In seinen ausführlichen und sehr komplexen Urteilsgründen kommt das Gericht zu dem Ergebnis, dass das LG Köln zu Unrecht die Unzulässigkeit bejaht habe. Es handle sich hier um zwei unterschiedliche Streitgegenstände, die nicht identisch seien:

„Selbst wenn es jedoch so sein sollte, dass die sich im Kölner Verletzerprozess stellenden Fragen auch in Österreich bezogen auf den Hauptantrag geprüft und entschieden werden müssten, das Landesgericht Salzburg sich also dazu äußern würde, ob es die hiesigen Beklagten für berechtigt hält, in Nordrhein-Westfalen ohne Genehmigung der nordrhein-westfälischen Landesregierung Glücksspiele in Form von Sportwetten zu veranstalten, dann wäre dies nur eine Vorfrage, deren Beantwortung in die eine oder andere Richtung nicht in Rechtskraft erwachsen würde.

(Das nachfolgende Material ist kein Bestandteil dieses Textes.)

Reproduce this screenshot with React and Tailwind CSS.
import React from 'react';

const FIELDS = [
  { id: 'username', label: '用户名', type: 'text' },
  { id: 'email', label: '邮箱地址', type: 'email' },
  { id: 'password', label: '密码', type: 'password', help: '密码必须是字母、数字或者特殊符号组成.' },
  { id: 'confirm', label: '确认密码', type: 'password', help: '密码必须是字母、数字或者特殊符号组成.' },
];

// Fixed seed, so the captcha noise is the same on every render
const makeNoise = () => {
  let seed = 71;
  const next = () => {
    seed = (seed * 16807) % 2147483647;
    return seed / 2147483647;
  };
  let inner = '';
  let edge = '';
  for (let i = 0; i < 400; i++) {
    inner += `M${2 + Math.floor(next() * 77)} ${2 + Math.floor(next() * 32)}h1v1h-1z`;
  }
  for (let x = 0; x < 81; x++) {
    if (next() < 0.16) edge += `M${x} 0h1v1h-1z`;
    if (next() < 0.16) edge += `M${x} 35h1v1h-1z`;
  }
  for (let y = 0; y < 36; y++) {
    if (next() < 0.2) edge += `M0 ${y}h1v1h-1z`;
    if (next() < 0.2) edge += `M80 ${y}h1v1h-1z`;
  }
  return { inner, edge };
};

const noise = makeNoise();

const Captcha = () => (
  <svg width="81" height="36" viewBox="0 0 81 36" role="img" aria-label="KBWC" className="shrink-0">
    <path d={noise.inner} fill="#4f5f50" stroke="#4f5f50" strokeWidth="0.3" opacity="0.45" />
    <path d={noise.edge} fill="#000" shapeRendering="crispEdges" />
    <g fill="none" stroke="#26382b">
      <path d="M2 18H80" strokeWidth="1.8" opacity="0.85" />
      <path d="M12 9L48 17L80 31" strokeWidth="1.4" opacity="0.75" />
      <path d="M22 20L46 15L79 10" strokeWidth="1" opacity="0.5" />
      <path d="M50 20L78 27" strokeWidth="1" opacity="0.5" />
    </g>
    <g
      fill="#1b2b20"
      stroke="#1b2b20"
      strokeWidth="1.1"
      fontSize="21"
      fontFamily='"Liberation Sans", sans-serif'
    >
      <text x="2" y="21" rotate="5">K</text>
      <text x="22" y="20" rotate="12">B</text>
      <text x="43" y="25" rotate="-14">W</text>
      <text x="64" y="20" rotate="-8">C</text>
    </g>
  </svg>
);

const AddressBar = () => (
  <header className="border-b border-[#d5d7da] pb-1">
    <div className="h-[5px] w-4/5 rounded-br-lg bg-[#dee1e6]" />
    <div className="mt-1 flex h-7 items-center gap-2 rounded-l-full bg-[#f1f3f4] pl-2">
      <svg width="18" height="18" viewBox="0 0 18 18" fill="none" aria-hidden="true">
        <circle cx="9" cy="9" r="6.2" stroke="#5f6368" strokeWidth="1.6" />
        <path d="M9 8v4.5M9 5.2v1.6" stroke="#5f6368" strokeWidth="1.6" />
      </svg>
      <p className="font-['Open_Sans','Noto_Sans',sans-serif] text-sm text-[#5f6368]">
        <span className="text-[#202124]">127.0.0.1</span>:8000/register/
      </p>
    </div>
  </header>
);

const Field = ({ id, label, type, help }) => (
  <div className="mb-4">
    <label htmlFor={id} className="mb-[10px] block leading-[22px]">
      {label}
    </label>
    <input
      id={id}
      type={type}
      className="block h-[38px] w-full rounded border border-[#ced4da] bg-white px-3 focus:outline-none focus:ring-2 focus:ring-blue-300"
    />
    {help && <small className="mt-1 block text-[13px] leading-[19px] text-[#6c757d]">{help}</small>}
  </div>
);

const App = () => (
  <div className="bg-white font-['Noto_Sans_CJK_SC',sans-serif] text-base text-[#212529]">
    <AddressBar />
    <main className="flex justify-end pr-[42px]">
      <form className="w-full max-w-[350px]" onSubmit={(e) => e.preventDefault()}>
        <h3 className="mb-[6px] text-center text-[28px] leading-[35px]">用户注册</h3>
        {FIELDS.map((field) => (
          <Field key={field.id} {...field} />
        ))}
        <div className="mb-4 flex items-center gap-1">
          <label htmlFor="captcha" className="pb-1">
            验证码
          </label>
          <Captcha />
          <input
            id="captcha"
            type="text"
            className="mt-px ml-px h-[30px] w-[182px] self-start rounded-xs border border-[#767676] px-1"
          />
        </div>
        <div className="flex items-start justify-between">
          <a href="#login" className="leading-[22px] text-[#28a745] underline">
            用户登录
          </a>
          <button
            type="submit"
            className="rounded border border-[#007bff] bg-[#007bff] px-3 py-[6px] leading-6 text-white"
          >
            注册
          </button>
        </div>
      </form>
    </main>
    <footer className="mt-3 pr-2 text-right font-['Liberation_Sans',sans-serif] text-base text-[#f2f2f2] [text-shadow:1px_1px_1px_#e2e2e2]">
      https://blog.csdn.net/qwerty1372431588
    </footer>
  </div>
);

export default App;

Nach dem vor dem Landesgericht Salzburg gestellten Hauptklageantrag würde nämlich das Landesgericht Salzburg dann, wenn es sich der Rechtsauffassung der hiesigen Beklagten anschließt, die Klägerin dem Klageantrag folgend allenfalls dazu verurteilen, es künftig zu unterlassen, die Beklagten wie geschehen abzumahnen. Nur dieser etwaige Ausspruch könnte in Rechtskraft erwachsen, nicht hingegen die Prüfung der rechtlichen Vorfragen, die gegebenenfalls zu diesem Ergebnis führen.“

Entsprechend hat das OLG die Entscheidung der 1. Instanz aufgehoben und zur erneuten Beurteilung an das Landgericht zurückverwiesen.

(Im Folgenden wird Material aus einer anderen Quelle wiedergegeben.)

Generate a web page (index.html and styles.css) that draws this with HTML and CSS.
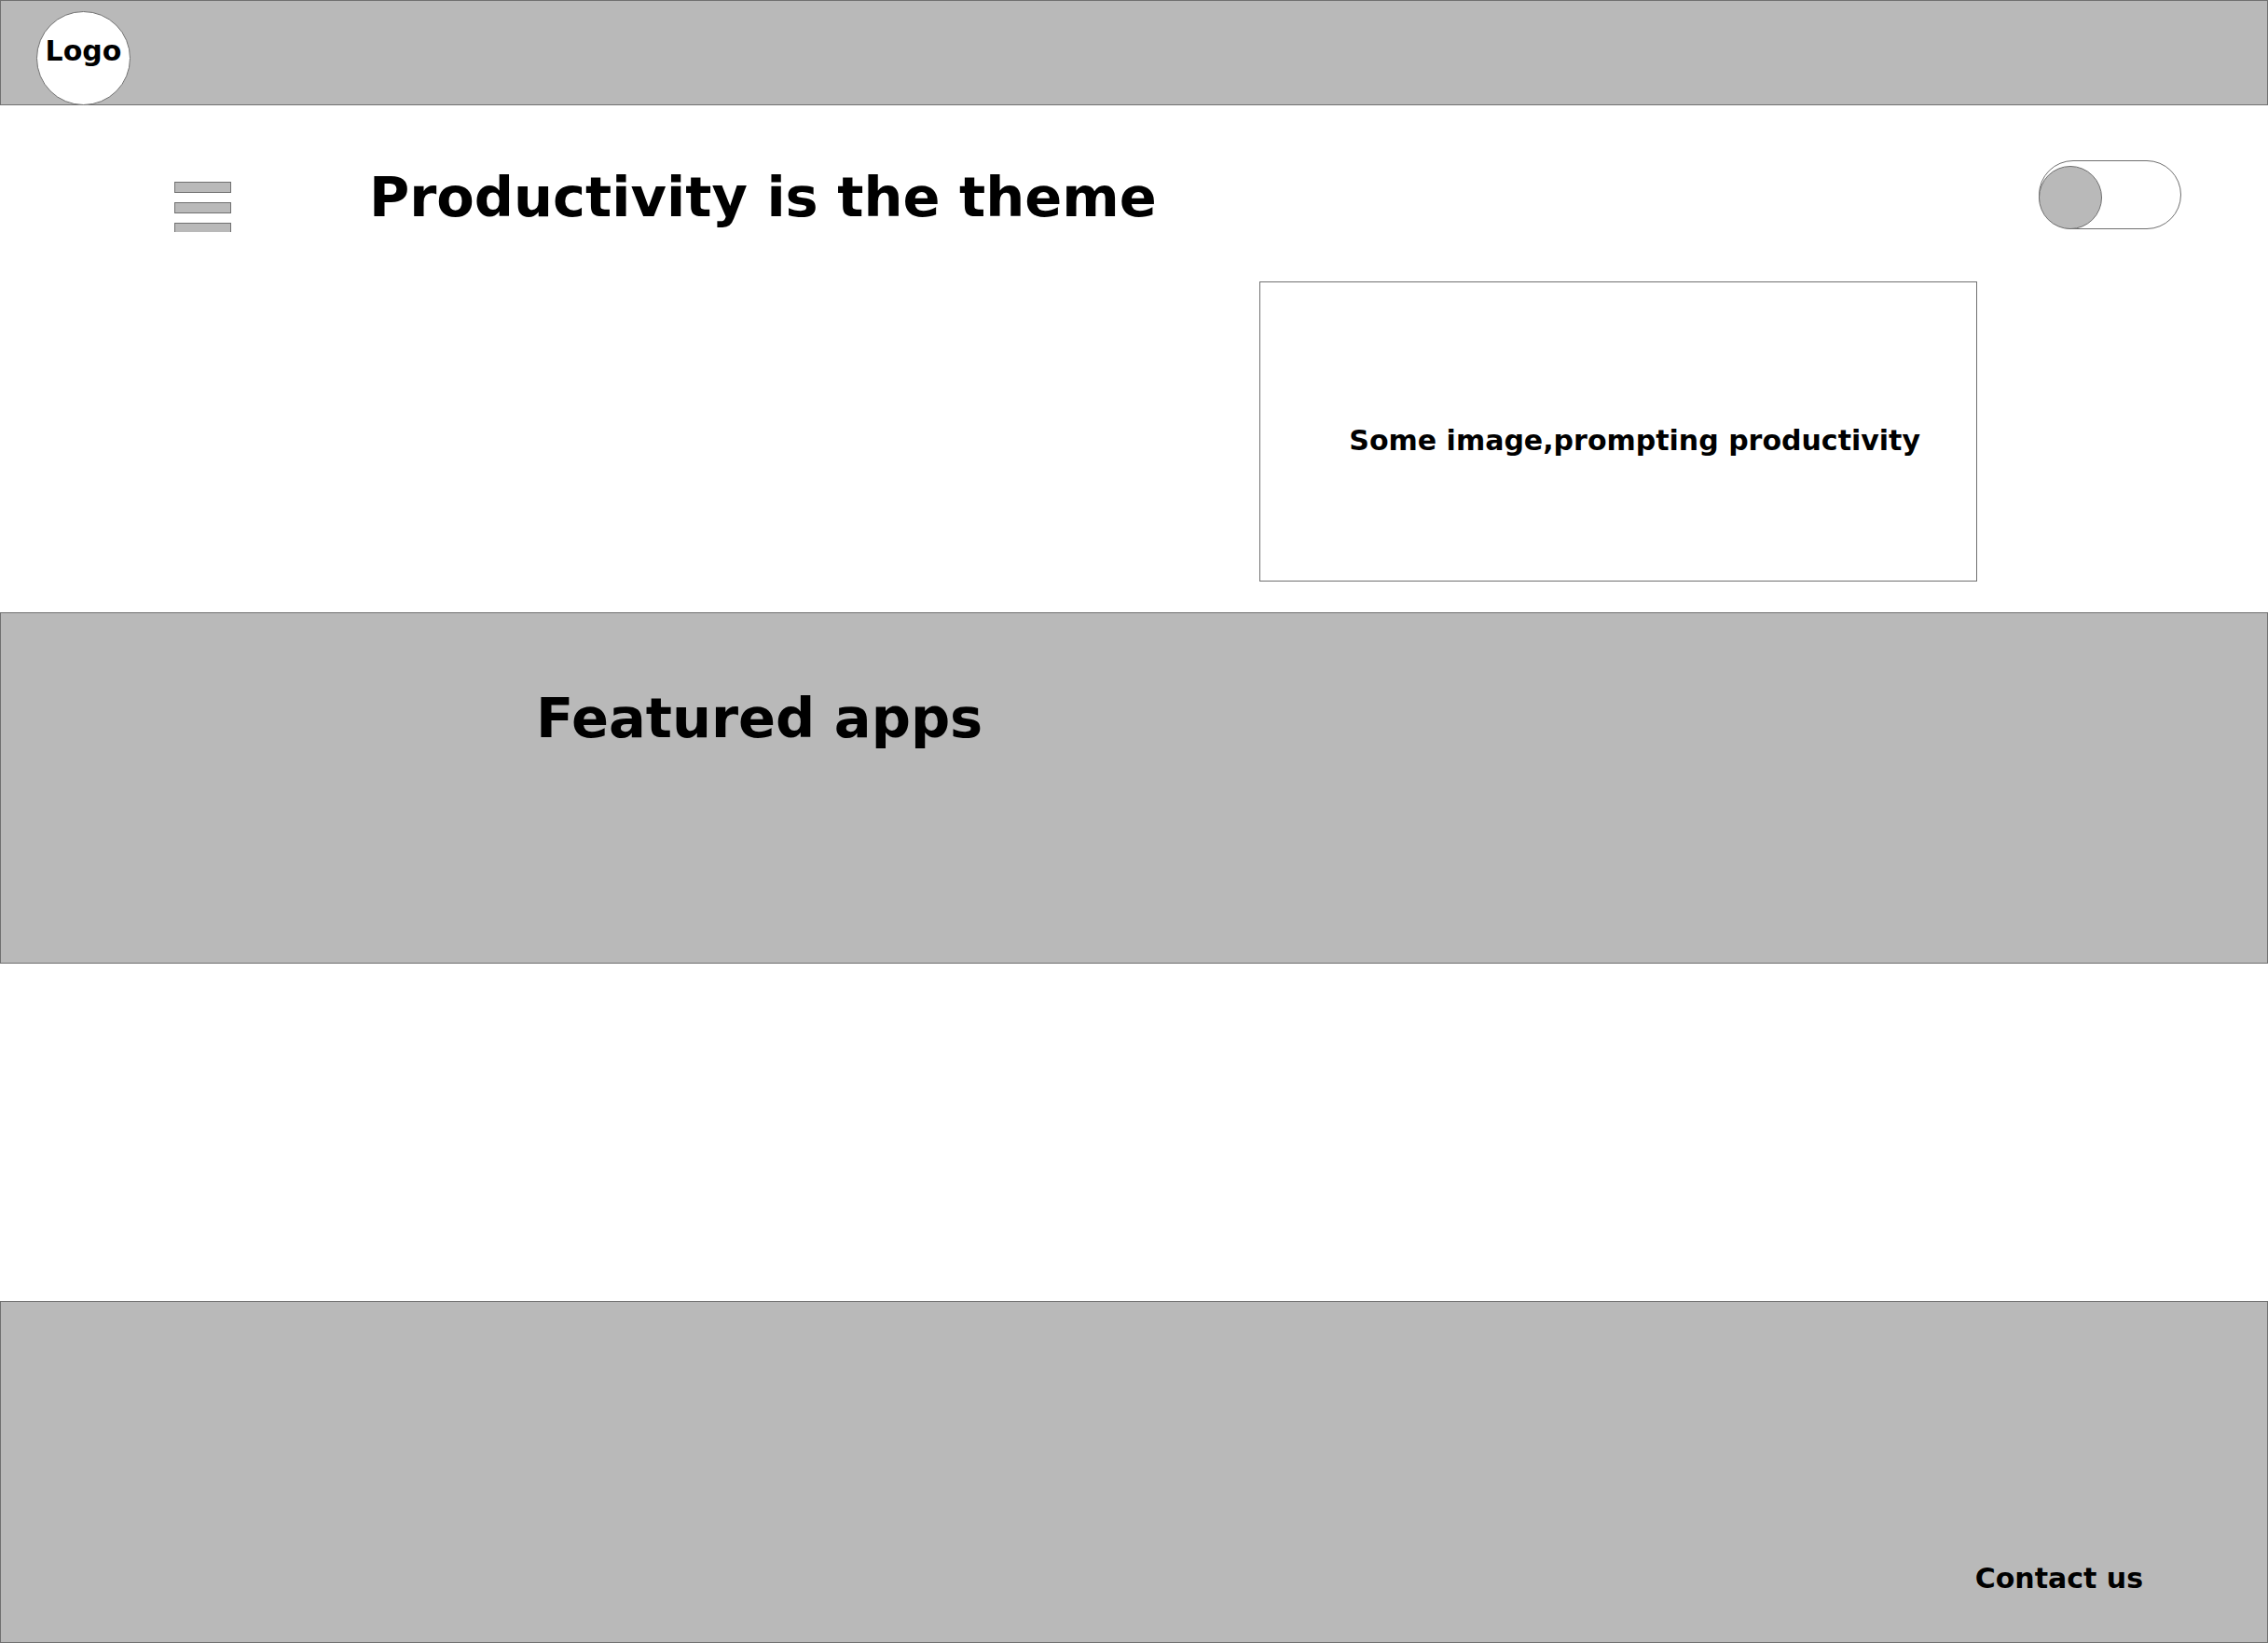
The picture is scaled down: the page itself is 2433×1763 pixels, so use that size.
FILE: index.html
```html
<!DOCTYPE html>
<html lang="en">
<head>
  <meta charset="utf-8">
  <meta name="viewport" content="width=device-width, initial-scale=1">
  <title>Productivity</title>
  <link rel="stylesheet" href="styles.css">
</head>
<body>
  <header class="band site-header">
    <a class="logo" href="#">Logo</a>
  </header>
  <main>
    <section class="intro">
      <div class="intro-bar">
        <button class="menu" type="button" aria-label="Menu">
          <span class="menu-line"></span>
          <span class="menu-line"></span>
          <span class="menu-line menu-line-cut"></span>
        </button>
        <h1 class="title">Productivity is the theme</h1>
        <input class="toggle" type="checkbox" role="switch" aria-label="Theme">
      </div>
      <figure class="picture">
        <figcaption>Some image,prompting productivity</figcaption>
      </figure>
    </section>
    <section class="band featured">
      <h2 class="title">Featured apps</h2>
    </section>
    <section class="content"></section>
  </main>
  <footer class="band site-footer">
    <a class="contact" href="#">Contact us</a>
  </footer>
</body>
</html>
```

FILE: styles.css
```css
:root {
  --fill: #b9b9b9;
  --line: #707070;
}

*,
*::before {
  box-sizing: border-box;
}

body {
  margin: 0;
  background: #fff;
  color: #000;
  font: bold 30px/36px Verdana, "DejaVu Sans", sans-serif;
}

a {
  color: inherit;
  text-decoration: none;
}

.band {
  background: var(--fill);
  border: 1px solid var(--line);
}

.title {
  margin: 0;
  font-size: 59px;
  line-height: 72px;
}

/* Header */
.site-header {
  display: flex;
  padding: 11px 38px 0;
}

.logo {
  display: flex;
  justify-content: center;
  width: 101px;
  height: 101px;
  margin-bottom: -1px;
  padding-top: 24px;
  border: 1px solid var(--line);
  border-radius: 50%;
  background: #fff;
}

/* Intro */
.intro {
  padding: 59px 93px 33px 187px;
}

.intro-bar {
  display: flex;
  align-items: flex-start;
}

.intro-bar .title {
  margin: 4px auto 0 148px;
}

.menu {
  display: flex;
  flex-direction: column;
  gap: 10px;
  width: 61px;
  margin: 23px 0 0;
  padding: 0;
  border: 0;
  background: none;
  cursor: pointer;
}

.menu-line {
  width: 100%;
  height: 12px;
  background: var(--fill);
  border: 1px solid var(--line);
}

.menu-line-cut {
  height: 10px;
  border-bottom: 0;
}

.toggle {
  appearance: none;
  display: flex;
  align-items: flex-end;
  flex: none;
  width: 153px;
  height: 74px;
  margin: 0;
  border: 1px solid var(--line);
  border-radius: 37px;
  background: #fff;
  cursor: pointer;
}

.toggle::before {
  content: "";
  width: 68px;
  height: 68px;
  margin: -1px;
  border: 1px solid var(--line);
  border-radius: 50%;
  background: var(--fill);
}

.toggle:checked {
  justify-content: flex-end;
}

.picture {
  display: flex;
  align-items: center;
  justify-content: flex-end;
  max-width: 770px;
  min-height: 322px;
  margin: 53px 219px 0 auto;
  padding: 20px 60px 0 20px;
  border: 1px solid var(--line);
}

/* Sections */
.featured {
  min-height: 377px;
  padding: 77px 574px;
}

.content {
  min-height: 362px;
}

/* Footer */
.site-footer {
  display: flex;
  justify-content: flex-end;
  padding: 279px 133px 50px;
}
```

Anmerkung von RA Dr. Bahr:

Glücksspiele werden inzwischen oftmals länderübergreifend veranstaltet, nicht zuletzt durch das Internet bedingt. Hier stellt sich schnell die Frage, ob und unter welchen Voraussetzungen deutsches Zivilrecht überhaupt Anwendung findet.

Das Glücksspiel muss grundsätzlich auf den deutschen Markt bezogen sein, damit deutsches Recht greift (Art. 40, 41 EGBGB). Man spricht hier vom sogenannten „Marktortprinzip“. Anders als bei den sonstigen Normen des EGBGB kommt es somit nicht auf die Staatsangehörigkeit, den Wohnsitz oder den gewöhnlichen Aufenthalt der angesprochenen Teilnehmer an. Entscheidend ist vielmehr, ob das Glücksspiel sich bestimmungsgemäß auch an einen deutschen Personenkreis richtet.

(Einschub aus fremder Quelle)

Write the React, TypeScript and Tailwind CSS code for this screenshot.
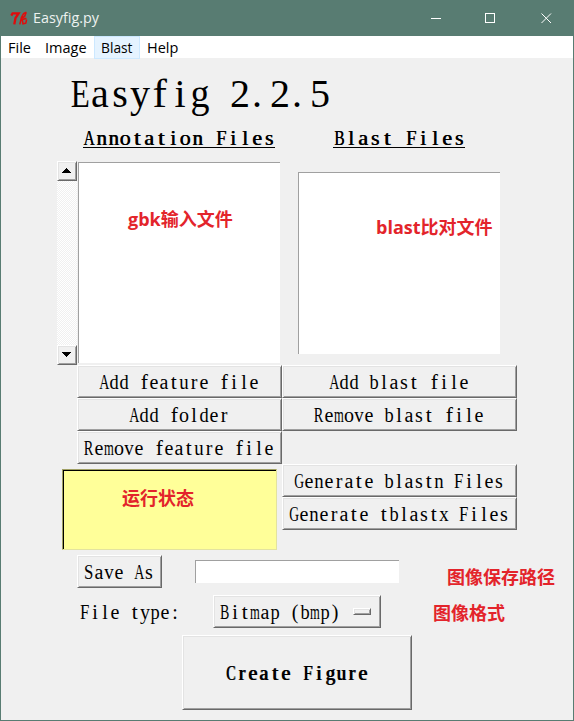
import type { ReactNode } from 'react';

// Horizontal fit of each letter inside its fixed-width cell.
const fit: Record<string, string> = {
  A: 'scale-x-[.7]', B: 'scale-x-[.7]', C: 'scale-x-[.7]', E: 'scale-x-[.78]',
  F: 'scale-x-[.84]', G: 'scale-x-[.68]', R: 'scale-x-[.72]', S: 'scale-x-[.84]',
  m: 'scale-x-[.63]', n: 'scale-x-[.94]', u: 'scale-x-[.94]', d: 'scale-x-[.92]',
  b: 'scale-x-[.92]', p: 'scale-x-[.92]', g: 'scale-x-[.95]', v: 'scale-x-[.94]',
  x: 'scale-x-[.94]', f: 'scale-x-[1.08]', t: 'scale-x-[1.08]',
};

function Mono({ text, cell }: { text: string; cell: string }) {
  return (
    <span className="flex whitespace-pre">
      {text.split('').map((c, i) => (
        <span key={i} className={`flex shrink-0 ${c === '.' ? 'justify-start pl-[2px]' : 'justify-center'} ${cell}`}>
          <span className={`inline-block ${fit[c] ?? ''}`}>{c}</span>
        </span>
      ))}
    </span>
  );
}

const raised =
  'border border-t-white border-l-white border-r-[#696969] border-b-[#696969] shadow-[inset_1px_1px_0_#e3e3e3,inset_-1px_-1px_0_#a0a0a0] bg-[#f0f0f0]';

function Button({ text, className = '' }: { text: string; className?: string }) {
  return (
    <button className={`flex h-[33px] shrink-0 items-center justify-center pt-px pr-px text-[20px] leading-[22px] ${raised} ${className}`}>
      <Mono text={text} cell="w-[10px]" />
    </button>
  );
}

function Heading({ text, className }: { text: string; className: string }) {
  return (
    <h2 className={`h-[21px] w-fit border-b border-black text-[22px] leading-[21px] [text-shadow:.6px_0_0_#000] ${className}`}>
      <Mono text={text} cell="w-[12px]" />
    </h2>
  );
}

function Note({ children, className }: { children: ReactNode; className: string }) {
  return (
    <span className={`absolute whitespace-nowrap font-['Open_Sans','Noto_Sans_CJK_SC',sans-serif] text-[18px] leading-[24px] font-bold text-[#e3242b] ${className}`}>
      {children}
    </span>
  );
}

function Arrow({ down = false }: { down?: boolean }) {
  return (
    <button className={`flex size-5 items-center justify-center pr-px pb-px ${raised}`}>
      <svg width="9" height="5" viewBox="0 0 9 5" shapeRendering="crispEdges" className={down ? 'rotate-180' : ''}>
        <path d="M4 0h1v1h1v1h1v1h1v1h1v1H0V4h1V3h1V2h1V1h1z" />
      </svg>
    </button>
  );
}

export default function App() {
  return (
    <div className="flex h-[721px] w-[574px] flex-col overflow-hidden border border-t-0 border-[#587c72] bg-[#f0f0f0] font-['Liberation_Serif',serif] text-black">
      <header className="flex h-9 shrink-0 items-center bg-[#587c72] font-['Open_Sans',sans-serif] text-white">
        <svg width="18" height="15" viewBox="0 0 18 15" className="ml-[9px] mt-px" fill="none" stroke="#e00b0b">
          <path d="M1.300 4.600 2.600 2.300H8.600L5.500 7 4.300 13.400" strokeWidth="2.300" />
          <path d="M16.400 1.200 13.600 2.600 11.400 6.500 9.800 13.400M10.800 9 16.400 7.200M12.300 9 13 12.800 15.800 12.200 16.600 8.500M16.200 1.400 14.600 5.400 12 7" strokeWidth="1.500" />
        </svg>
        <span className="ml-[5px] origin-left scale-x-[.99] text-[14.5px] text-[#edf2f0]">Easyfig.py</span>
        <svg width="122" height="12" viewBox="0 0 122 12" className="mr-5 ml-auto shrink-0" fill="none" stroke="white">
          <path d="M0 6.500h10M54.500 1.500h9v9h-9z" shapeRendering="crispEdges" />
          <path d="m110.500 1.500 9.500 9.500m0-9.500-9.500 9.500" />
        </svg>
      </header>
      <nav className="flex h-[22px] shrink-0 bg-white font-['Open_Sans',sans-serif] text-[14.5px] leading-[23px]">
        <span className="w-9 pl-[7px]">File</span>
        <span className="w-[57px] pl-2">Image</span>
        <span className="h-[23px] w-[46px] border border-[#cce8ff] bg-[#e5f3ff] pl-[6px] leading-[21px]"><span className="inline-block origin-left scale-x-[.95]">Blast</span></span>
        <span className="pl-[7px]">Help</span>
      </nav>
      <main className="flex grow flex-col">
        <h1 className="mt-[14px] ml-[69px] text-[40px] leading-[44px]">
          <Mono text="Easyfig 2.2.5" cell="w-[20px]" />
        </h1>
        <div className="mt-[11px] ml-[56px] flex">
          <section className="w-[225px]">
            <Heading text="Annotation Files" className="ml-[26px]" />
            <div className="mt-[13px] flex h-[204px]">
              <div className="flex w-5 flex-col justify-between bg-[repeating-conic-gradient(#f0f0f0_0_25%,#fff_0_50%)] bg-[length:2px_2px]">
                <Arrow />
                <Arrow down />
              </div>
              <div className="relative mt-px ml-px h-[201px] w-[202px] border-t border-l border-[#a0a0a0] bg-white">
                <Note className="top-[44px] left-[49px]">gbk输入文件</Note>
              </div>
            </div>
            <div className="ml-5 flex flex-col">
              <Button text="Add feature file" />
              <Button text="Add folder" />
              <Button text="Remove feature file" />
            </div>
            <div className="relative mt-[5px] ml-[5px] h-[81px] w-[215px] border border-t-[#a0a064] border-r-[#e3e3a0] border-b-[#e3e3a0] border-l-[#a0a064] bg-[#ffff99] shadow-[inset_1px_1px_0_#000]">
              <Note className="top-[16px] left-[59px]">运行状态</Note>
            </div>
          </section>
          <section className="w-[235px]">
            <Heading text="Blast Files" className="ml-[51px]" />
            <div className="relative mt-6 ml-4 h-[182px] w-[202px] border-t border-l border-[#a0a0a0] bg-white">
              <Note className="top-[42px] left-[77px]">blast比对文件</Note>
            </div>
            <div className="mt-[11px] flex flex-col">
              <Button text="Add blast file" />
              <Button text="Remove blast file" />
              <Button text="Generate blastn Files" className="mt-[33px]" />
              <Button text="Generate tblastx Files" />
            </div>
          </section>
        </div>
        <div className="relative mt-[5px] ml-[76px] flex h-[33px]">
          <Button text="Save As" className="w-[85px]" />
          <input aria-label="Save path" className="mt-[5px] ml-[33px] h-[23px] w-[204px] border-t border-l border-[#a0a0a0] bg-white" />
          <Note className="top-[10px] left-[370px]">图像保存路径</Note>
        </div>
        <div className="relative mt-[7px] ml-[79px] flex h-[33px] items-center text-[20px] leading-[22px]">
          <Mono text="File type:" cell="w-[10px]" />
          <button className={`ml-[33px] flex h-[33px] w-[168px] items-center pt-px pl-[6px] ${raised}`}>
            <Mono text="Bitmap (bmp)" cell="w-[10px]" />
            <span className={`mb-[2px] ml-[13px] h-[7px] w-[18px] shrink-0 ${raised}`} />
          </button>
          <Note className="top-[6px] left-[353px]">图像格式</Note>
        </div>
        <button className={`mt-[7px] ml-[181px] flex h-[75px] w-[230px] items-center justify-center pr-px text-[20px] leading-[22px] [text-shadow:1px_0_0_#000] ${raised}`}>
          <Mono text="Create Figure" cell="w-[11px]" />
        </button>
      </main>
    </div>
  );
}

Im vorliegenden Fall ist die Anwendbarkeit deutschen Rechts unproblematisch, da bewusst und gezielt der deutsche Verkehrskreis angesprochen wurde.

Es gilt jedoch zu beachten, dass die Regel des Marktortprinzips durch deutsches Recht festgelegt wird. Wird dagegen im Ausland, hier in Österreich, Klage erhoben, wendet das dortige Gericht seine Grundsätze an, um zu bestimmen, nach welchen Prinzipien der Sachverhalt zu beurteilen ist. Es kann somit durchaus sein, dass die Gerichte zu unterschiedlichen und somit widersprüchlichen Ergebnissen kommen.